There is an excellent series of YouTube videos about filmmaking called Every Frame a Painting. I kept thinking of that delicious phrase during The Handmaiden, Chan-wook Park’s exquisitely beautiful new potboiler. Every shot is stunning, and many are breathtaking. It’s the gorgeous movie of the year.

It’s also a lot of fun, a long-con melodrama concerning a rogue enlisting a pickpocket to apply for the position of handmaiden to a wealthy heiress in order to convince her to marry the rogue and defraud her of her fortune. That is, until serious sexual attraction gets in the way.

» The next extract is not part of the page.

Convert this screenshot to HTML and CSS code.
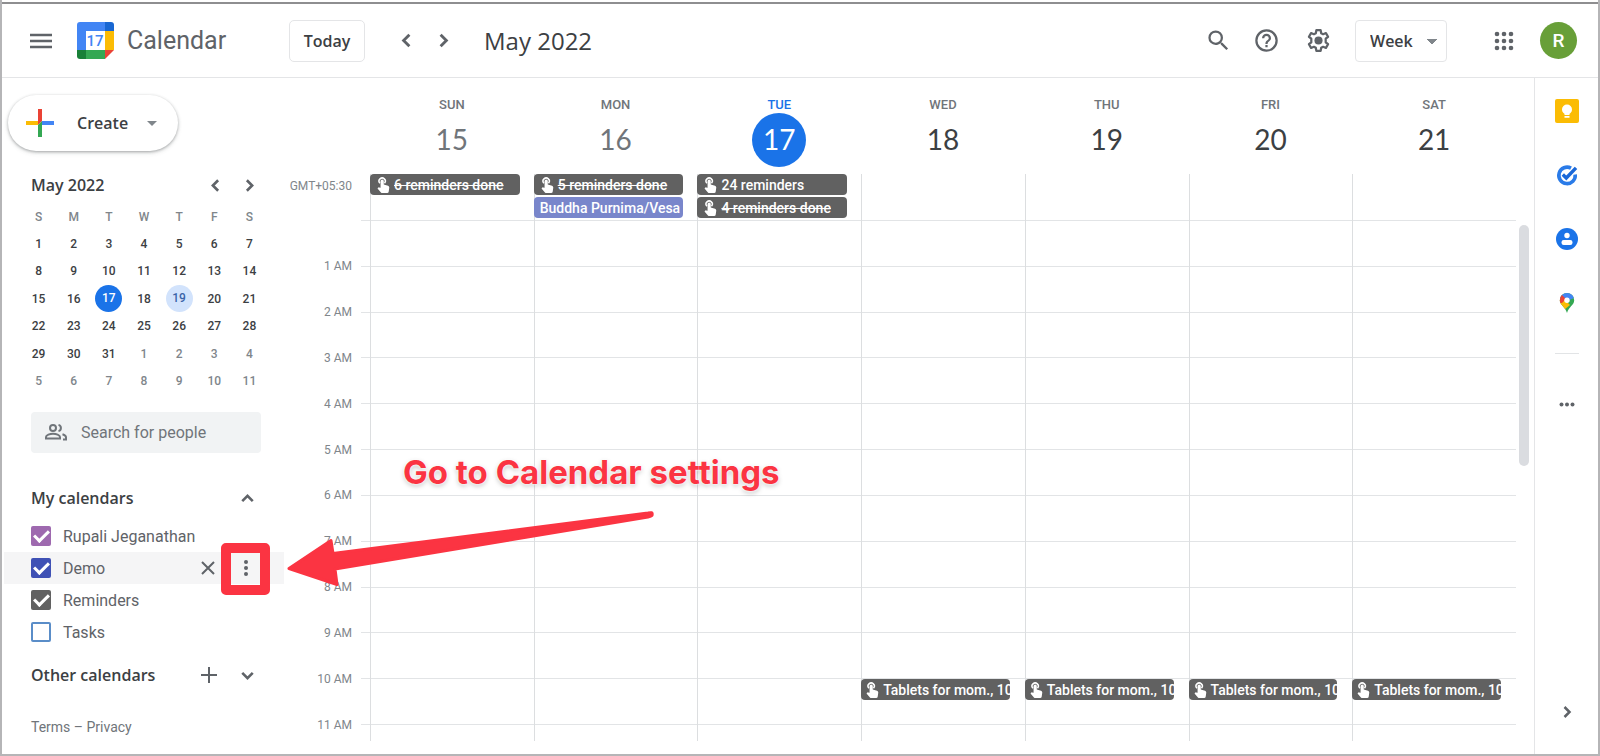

The book the film is based on, Sarah Waters’ Fingersmith, is set in Victorian London, but Park sets his film in 1930s Korea under Japanese occupation while adhering strictly to the book’s sneaky structure. It’s a bold move but pays off rather exquisitely, the two eras and places aligned by strict class structures with ploarised wealthy and poverty-stricken folk, the former blissfully unaware of the latter, the latter all too aware of the former.

Park’s style is not for everyone – he switches tone with abandon, and his sense of humour is very particular – but The Handmaiden with its twisty-turny plot, stunning visuals and lashings of explicit lady-on-lady sex is probably his most accessible film to date. Great fun and an experiential feast.